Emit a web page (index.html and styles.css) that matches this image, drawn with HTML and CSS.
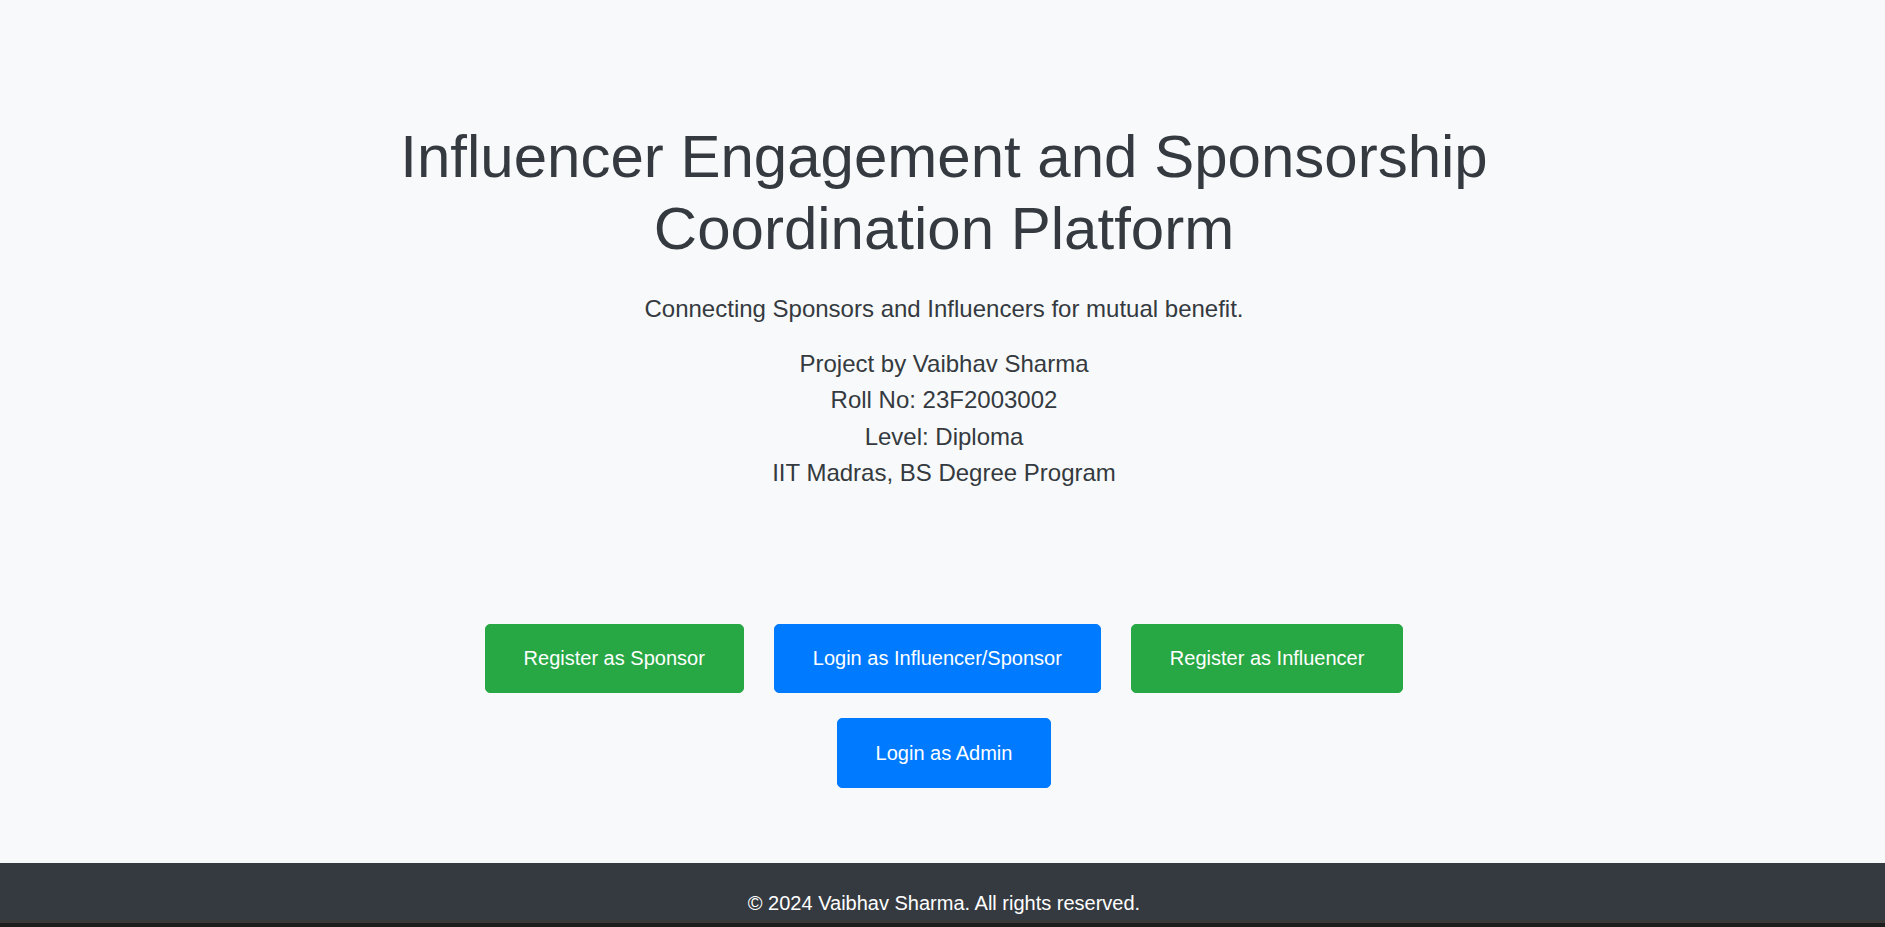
FILE: index.html
```html
<!DOCTYPE html>
<html lang="en">
<head>
<meta charset="utf-8">
<title>Influencer Engagement and Sponsorship Coordination Platform</title>
<link rel="stylesheet" href="styles.css">
</head>
<body>
<div class="page">
  <main class="hero">
    <h1 class="title">Influencer Engagement and Sponsorship<br>Coordination Platform</h1>
    <p class="lead">Connecting Sponsors and Influencers for mutual benefit.</p>
    <div class="info">
      <p>Project by Vaibhav Sharma</p>
      <p>Roll No: 23F2003002</p>
      <p>Level: Diploma</p>
      <p>IIT Madras, BS Degree Program</p>
    </div>
    <div class="actions">
      <div class="row">
        <a class="btn btn-green" href="#">Register as Sponsor</a>
        <a class="btn btn-blue" href="#">Login as Influencer/Sponsor</a>
        <a class="btn btn-green" href="#">Register as Influencer</a>
      </div>
      <div class="row">
        <a class="btn btn-blue btn-admin" href="#">Login as Admin</a>
      </div>
    </div>
  </main>
  <footer class="footer">
    <p>&copy; 2024 Vaibhav Sharma. All rights reserved.</p>
  </footer>
  <div class="edge"></div>
</div>
</body>
</html>
```
FILE: styles.css
```css
html, body {
  margin: 0;
  padding: 0;
}
body {
  background: #f8f9fa;
  font-family: "Liberation Sans", Arial, sans-serif;
  color: #343a40;
}
.page {
  height: 927px;
  display: flex;
  flex-direction: column;
}
.hero {
  flex: 1;
  padding: 121px 0 0 3px;
  text-align: center;
}
.title {
  margin: 0 0 26px;
  font-size: 60px;
  line-height: 72px;
  font-weight: 400;
  color: #343a40;
}
.lead {
  margin: 0 0 19px;
  font-size: 24px;
  line-height: 36px;
}
.info p {
  margin: 0;
  font-size: 24px;
  line-height: 36.4px;
}
.actions {
  margin-top: 132px;
  display: flex;
  flex-direction: column;
  align-items: center;
  gap: 25px;
}
.row {
  display: flex;
  justify-content: center;
  gap: 30px;
}
.btn {
  display: inline-block;
  padding: 18px 38px;
  font-size: 20px;
  line-height: 31px;
  border: 1px solid transparent;
  border-radius: 5px;
  color: #fff;
  text-decoration: none;
}
.btn-admin {
  line-height: 32px;
}
.btn-green {
  background: #28a745;
  border-color: #28a745;
}
.btn-blue {
  background: #007bff;
  border-color: #007bff;
}
.footer {
  height: 57px;
  box-sizing: border-box;
  padding-top: 25px;
  background: #343a40;
  color: #fff;
  text-align: center;
}
.footer p {
  margin: 0 0 0 3px;
  font-size: 20px;
  line-height: 30px;
}
.edge {
  height: 7px;
  box-sizing: border-box;
  background: #1e1e1e;
  border-top: 3px solid #3a3a3a;
}
```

*SHORT TASK:*
Reproduce all of the material exactly, apart from the pictures.

*SOLUTION TO THIS TASK:*
Emit a web page (index.html and styles.css) that matches this image, drawn with HTML and CSS.
FILE: index.html
```html
<!DOCTYPE html>
<html lang="en">
<head>
<meta charset="utf-8">
<title>Influencer Engagement and Sponsorship Coordination Platform</title>
<link rel="stylesheet" href="styles.css">
</head>
<body>
<div class="page">
  <main class="hero">
    <h1 class="title">Influencer Engagement and Sponsorship<br>Coordination Platform</h1>
    <p class="lead">Connecting Sponsors and Influencers for mutual benefit.</p>
    <div class="info">
      <p>Project by Vaibhav Sharma</p>
      <p>Roll No: 23F2003002</p>
      <p>Level: Diploma</p>
      <p>IIT Madras, BS Degree Program</p>
    </div>
    <div class="actions">
      <div class="row">
        <a class="btn btn-green" href="#">Register as Sponsor</a>
        <a class="btn btn-blue" href="#">Login as Influencer/Sponsor</a>
        <a class="btn btn-green" href="#">Register as Influencer</a>
      </div>
      <div class="row">
        <a class="btn btn-blue btn-admin" href="#">Login as Admin</a>
      </div>
    </div>
  </main>
  <footer class="footer">
    <p>&copy; 2024 Vaibhav Sharma. All rights reserved.</p>
  </footer>
  <div class="edge"></div>
</div>
</body>
</html>
```
FILE: styles.css
```css
html, body {
  margin: 0;
  padding: 0;
}
body {
  background: #f8f9fa;
  font-family: "Liberation Sans", Arial, sans-serif;
  color: #343a40;
}
.page {
  height: 927px;
  display: flex;
  flex-direction: column;
}
.hero {
  flex: 1;
  padding: 121px 0 0 3px;
  text-align: center;
}
.title {
  margin: 0 0 26px;
  font-size: 60px;
  line-height: 72px;
  font-weight: 400;
  color: #343a40;
}
.lead {
  margin: 0 0 19px;
  font-size: 24px;
  line-height: 36px;
}
.info p {
  margin: 0;
  font-size: 24px;
  line-height: 36.4px;
}
.actions {
  margin-top: 132px;
  display: flex;
  flex-direction: column;
  align-items: center;
  gap: 25px;
}
.row {
  display: flex;
  justify-content: center;
  gap: 30px;
}
.btn {
  display: inline-block;
  padding: 18px 38px;
  font-size: 20px;
  line-height: 31px;
  border: 1px solid transparent;
  border-radius: 5px;
  color: #fff;
  text-decoration: none;
}
.btn-admin {
  line-height: 32px;
}
.btn-green {
  background: #28a745;
  border-color: #28a745;
}
.btn-blue {
  background: #007bff;
  border-color: #007bff;
}
.footer {
  height: 57px;
  box-sizing: border-box;
  padding-top: 25px;
  background: #343a40;
  color: #fff;
  text-align: center;
}
.footer p {
  margin: 0 0 0 3px;
  font-size: 20px;
  line-height: 30px;
}
.edge {
  height: 7px;
  box-sizing: border-box;
  background: #1e1e1e;
  border-top: 3px solid #3a3a3a;
}
```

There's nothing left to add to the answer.